NEW DELHI: The 7th Central Pay Commission is likely to submit its final report to finance ministry on November 20 which is due for implementation from January 1, 2016.
More than 48 lakh serving central government employees and 54 lakh pensioners will be impacted by the 7th CPC which is likely to recommend an average hike of 15%, said a source.
The 900-page report is believed to have made suggestions on parity of 36 organized Group A services with the IAS which has so far largely dominated in superior positions in the central government.
The pay panel was constituted in February 2014 and was asked to submit its report within 18 months. However, in August the government gave the panel four months extension to submit its report by December.
Its recommendation will guide how the salary and various allowances of central staff will be revised besides improving their service condition. The report would also impact all the public sector employees and central autonomous bodies which generally make corrections as per the hikes given to the central staff.
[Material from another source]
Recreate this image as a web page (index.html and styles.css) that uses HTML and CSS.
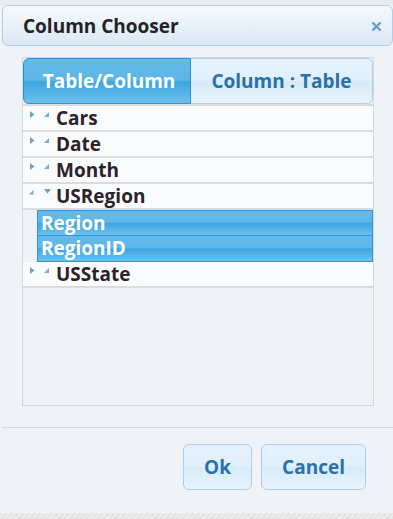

Even before the report was finalized there was intense lobbying seen where all the 36 organised Group A services petitioned the commission seeking parity with the IAS and determination of central postings based on merit.
The IAS officers too had sent their individual dissention notes to department of personnel and training and the cabinet secretariat besides the pay panel demanding that their edge and superiority be maintained.
One of the demands of the Group A services is to change the composition of the Civil Services Board which is responsible for central staffing. As of now this is dominated by IAS officers and has no representation from any other service. The pay panel may recommend changes that would ensure level playing field for all officers of Group A services.